Alors que l'entourage d'Edouard Philippe annonçait que celui-ci avait reçu l'un des Gilets jaunes à Matignon ce même jour, pour calmer les dissensions, le 29 novembre, Eric Drouet a assuré que la délégation avait déjà été dissoute pour «laisser place à la désignation de représentants régionaux et référents départementaux». Le 30 novembre, ce sera donc une délégation de référents locaux qui devraient rencontrer le Premier ministre Edouard Philippe.

 

La structuration tâtonnant et l'horizontalité étant remise en cause, les Gilets jaunes ne risquent-ils pas de perdre des plumes avant la nouvelle mobilisation du 1er décembre ? Comme lors des deux précédentes manifestations, tout dépendra de la mobilisation des manifestants, en grande partie de province, prêts ou non à concrétiser la grogne dans la rue.

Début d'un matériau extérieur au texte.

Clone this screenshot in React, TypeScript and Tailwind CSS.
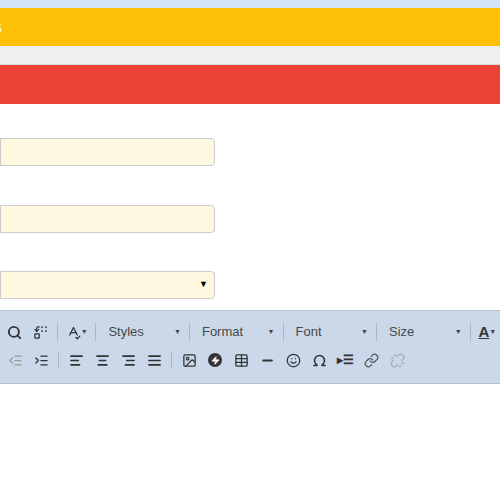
import React from "react";
import { Search, Replace, SpellCheck, AlignLeft, AlignCenter, AlignRight, AlignJustify, Image, Table, Minus, Smile, Omega, Link, Unlink, IndentDecrease, IndentIncrease, Zap } from "lucide-react";

const Sep = () => <div className="w-px h-[18px] bg-[#a9b6c6] mx-[4px]" />;
const Caret = () => <span className="text-[7px] text-[#444]">▼</span>;
const Btn = ({ children, w = 26 }: { children: React.ReactNode; w?: number }) => (
  <div className="flex items-center justify-center h-[24px]" style={{ width: w }}>{children}</div>
);
const Combo = ({ label, w }: { label: string; w: number }) => (
  <div className="flex items-center justify-between pl-[8px] pr-[4px] h-[24px] text-[13px] text-[#484848]" style={{ width: w }}>
    <span>{label}</span><Caret />
  </div>
);
const ic = "w-[15px] h-[15px] text-[#333]";

export default function App() {
  return (
    <div className="w-[500px] h-[500px] bg-white overflow-hidden" style={{ fontFamily: "Arial, 'Liberation Sans', sans-serif" }}>
      <div className="h-[8px] bg-[#d5e4f8]" />
      <div className="h-[38px] bg-[#ffc107] flex items-center"><span className="text-white font-bold text-[18px] -ml-[8px]">s</span></div>
      <div className="h-[19px] bg-[#efefef] border-b border-[#d8d8d8]" />
      <div className="h-[39px] bg-[#ea4335]" />
      <div className="h-[34px]" />
      <div className="w-[215px] h-[28px] bg-[#fff8e1] border border-[#ccc] rounded-r-[4px]" />
      <div className="h-[39px]" />
      <div className="w-[215px] h-[28px] bg-[#fff8e1] border border-[#ccc] rounded-r-[4px]" />
      <div className="h-[38px]" />
      <div className="w-[215px] h-[28px] bg-[#fff8e1] border border-[#ccc] rounded-r-[4px] flex items-center justify-end pr-[6px]"><span className="text-[9px]">▼</span></div>
      <div className="h-[11px]" />
      <div className="h-[74px] bg-[#cad8ea] border-t border-b border-[#b6c1cf] flex flex-col pt-[7px] pl-[2px]">
        <div className="flex items-center h-[28px]">
          <Btn><Search className={ic} strokeWidth={3} /></Btn>
          <Btn><Replace className={ic} /></Btn>
          <Sep />
          <Btn w={30}><SpellCheck className={ic} /><Caret /></Btn>
          <Sep />
          <Combo label="Styles" w={86} />
          <Sep />
          <Combo label="Format" w={86} />
          <Sep />
          <Combo label="Font" w={86} />
          <Sep />
          <Combo label="Size" w={86} />
          <Sep />
          <Btn><span className="font-bold text-[15px] text-[#333] underline">A</span><Caret /></Btn>
        </div>
        <div className="flex items-center h-[28px]">
          <Btn><IndentDecrease className="w-[15px] h-[15px] text-[#999]" /></Btn>
          <Btn><IndentIncrease className={ic} /></Btn>
          <Sep />
          <Btn><AlignLeft className={ic} strokeWidth={2.5} /></Btn>
          <Btn><AlignCenter className={ic} strokeWidth={2.5} /></Btn>
          <Btn><AlignRight className={ic} strokeWidth={2.5} /></Btn>
          <Btn><AlignJustify className={ic} strokeWidth={2.5} /></Btn>
          <Sep />
          <Btn><Image className={ic} /></Btn>
          <Btn><div className="w-[14px] h-[14px] rounded-full bg-[#333] flex items-center justify-center"><Zap className="w-[9px] h-[9px] text-white" fill="white" /></div></Btn>
          <Btn><Table className={ic} /></Btn>
          <Btn><Minus className={ic} strokeWidth={3} /></Btn>
          <Btn><Smile className={ic} /></Btn>
          <Btn><Omega className={ic} strokeWidth={2.5} /></Btn>
          <Btn><span className="text-[12px] font-bold text-[#333]">▸☰</span></Btn>
          <Btn><Link className="w-[15px] h-[15px] text-[#555]" /></Btn>
          <Btn><Unlink className="w-[15px] h-[15px] text-[#aaa]" /></Btn>
        </div>
      </div>
    </div>
  );
}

En tout cas, la réunion avec le chef du gouvernement ne devrait pas empêcher une nouvelle mobilisation d'ampleur le 1er décembre. Après avoir été reçu le 27 novembre par le ministre de la Transition écologique François de Rugy, Eric Drouet a appelé à de nouvelles manifestations. «On avait plus de souhaits que ça, on n'était pas que sur la transition écologique, on était sur un débat beaucoup plus grand», s'est-il insurgé.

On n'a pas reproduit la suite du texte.